Recognized as the largest glacier in the Swiss Alps, Altesch glacier stretches across nearly 50 square miles of protected mountain terrain. While visitors lament its far-flung proximity to any major Swiss city, most agree that the well-kept hiking trails, impressive views and natural beauty make it worth a trip. Active adventurers can explore the glacier on foot, while less intrepid travelers can venture to the top of Aletsch aboard one of the famous cable cars. Uninhibited 360-degree views of the surrounding landscape make for a most memorable journey regardless of how visitors voyage to the top.
Step inside one of the wooden coaches of the historic cogwheel railway that trundles up to Switzerland’s Schynige Platte, and you’ll feel like you’ve stepped back in time. Then get out on the Alpine plateau, where sweeping views of the Eiger mountain and the Jungfrau countryside await you.
Often called the Town of Roses, Rapperswil’s beauty comes from more than just its 15,000 rose plants. Medieval alleyways, towering old structures, scenic wood bridges and picturesque chapels tucked into rolling hillsides make this quaint destination truly worth a visit.
Beautiful gardens, a 13th-century castle and an old-world monastery lend Rapperswil its classic charm, while the unique and colorful collections showcased at Circus Museum, Knie’s Kinderzoo and the Polish Museum offer a nod to Rapperswil’s historic roots.
Locals know that Grimsel Pass has a sacred place in Swiss history, as traders once rode donkeys along the dangerous paths of Grimsel to transport local cheese to far flung regions of the country. This painstakingly beautiful wild mountain road connects Goms in Valais to the Hasli Valley in the Bernese Oberland. Travelers who venture along Grimsel Pass will bear witness to rugged granite cliffs, towering snow-capped peaks, crystal clear reservoirs and plenty of lush green foliage. And while the pass is home to some of the country’s main power producing plants, visitors will find that much of the land still remains untouched.
Travelers can hike the two-hour loop around a man-made lake and absorb the breathtaking wonder of the surrounding beauty or hop aboard the aerial cable car from Handeck to Gerstenegg and take it all in from above. And those who are interested in the powerhouse facilities can register for guided tours that start in Innnerkirchen.
Located just north of Grindelwald, the 7,106-foot (2,166-meter) First Mountain is one of the region’s most accessible peaks. Affording spectacular views of the neighboring Eiger, Mönch, and Jungfrau mountains, it’s a scenic spot for hiking and skiing.

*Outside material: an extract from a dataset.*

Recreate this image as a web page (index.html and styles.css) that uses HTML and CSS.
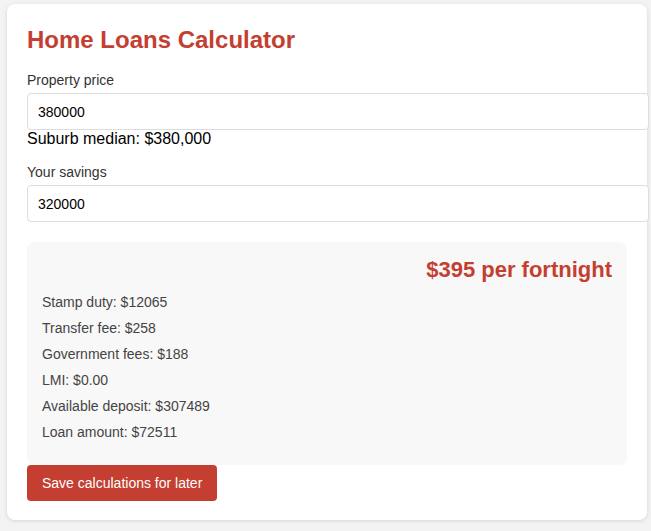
FILE: index.html
```html
<!DOCTYPE html>
<html>
<head>
<meta charset="utf-8">
<link rel="stylesheet" href="styles.css">
</head>
<body>
<div class="card">
  <h1 class="title">Home Loans Calculator</h1>
  <div class="field">
    <label class="label">Property price</label>
    <input class="input" type="text" value="380000">
    <div class="median">Suburb median: $380,000</div>
  </div>
  <div class="field field-last">
    <label class="label">Your savings</label>
    <input class="input" type="text" value="320000">
  </div>
  <div class="results">
    <div class="repay">$395 per fortnight</div>
    <div class="row">Stamp duty: $12065</div>
    <div class="row">Transfer fee: $258</div>
    <div class="row">Government fees: $188</div>
    <div class="row">LMI: $0.00</div>
    <div class="row">Available deposit: $307489</div>
    <div class="row">Loan amount: $72511</div>
  </div>
  <button class="save">Save calculations for later</button>
</div>
</body>
</html>
```
FILE: styles.css
```css
html, body {
  margin: 0;
  background: #f3f3f3;
}
body {
  padding: 4px 0 10px 7px;
  font-family: "Liberation Sans", Arial, sans-serif;
}
.card {
  width: 600px;
  background: #fff;
  border-radius: 8px;
  padding: 20px 20px 19px;
  box-shadow: 0 1px 4px rgba(0,0,0,0.12);
}
.title {
  margin: 0 0 18px;
  padding-top: 2px;
  font-size: 24px;
  line-height: 28px;
  font-weight: bold;
  color: #c43e31;
}
.field {
  margin-bottom: 16px;
}
.label {
  display: block;
  font-size: 14px;
  line-height: 16px;
  color: #333;
  margin-bottom: 5px;
}
.input {
  display: block;
  box-sizing: border-box;
  width: 622px;
  height: 37px;
  padding: 0 10px;
  margin: 0;
  border: 1px solid #ddd;
  border-radius: 4px;
  font-family: "Liberation Sans", Arial, sans-serif;
  font-size: 14px;
  color: #000;
  background: #fff;
}
.median {
  font-size: 16px;
  line-height: 18px;
  color: #000;
}
.field-last {
  margin-bottom: 20px;
}
.results {
  background: #f8f8f8;
  border-radius: 8px;
  padding: 15px 15px 15px;
}
.repay {
  text-align: right;
  font-size: 22px;
  line-height: 26px;
  font-weight: bold;
  color: #c43e31;
  margin-bottom: 11px;
}
.row {
  font-size: 14px;
  line-height: 16px;
  color: #444;
  margin-bottom: 10px;
}
.save {
  display: block;
  margin: 0;
  height: 36px;
  padding: 0 15px;
  border: none;
  border-radius: 4px;
  background: #c43e31;
  color: #fff;
  font-family: "Liberation Sans", Arial, sans-serif;
  font-size: 14px;
}
```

More Things to Do in Interlaken
The Rhône Glacier in the Swiss Alps is the source of the Rhône River, which travels through Switzerland and France into the Mediterranean Sea, and contributes to Lake Geneva. It’s estimated to be more than 10,000 years old. Visitors can view it from the outside and also walk inside the glacier.
Adventure Park Interlaken (Seilpark Interlaken) provides adrenaline-pumping forest adventures in the scenic foothills of the Swiss Alps, with nine different courses of varying difficulty suitable for everyone from young children upwards, although there is a minimum height requirement of 3.3 feet, or one meter. A maze of wooden platforms is connected through the forest by Tarzan lines, rope bridges, ladders and zip lines from ground level up to high among the treetops in unspoiled pine forest.
All equipment is provided and a safety briefing is given on an easy low-level circuit before visitors are let loose in the park; the harnesses lock magnetically as a further safety precaution. All of the rope courses are graded, the gentlest being Grasshopper, which is aimed at young kids and runs five feet (1.5 meters) above the ground for 115 feet (35 meters). Far more demanding and requiring a degree of physical fitness is Eagle, reaching up to heights of 65 feet (20 meters) for 492 feet (150 meters) and packed with strenuous high-rise challenges.
Legend has it that in the 6th century, a dragon took shelter in these caves while the monk and hermit Beatus of Lungern was hunting him. The St. Beatus Caves (St. Beatus Hohlen), which sit next to the lakes of Interlaken, were formed over many centuries and are full of stunning stalagmites, stalactites, lakes, and waterfalls.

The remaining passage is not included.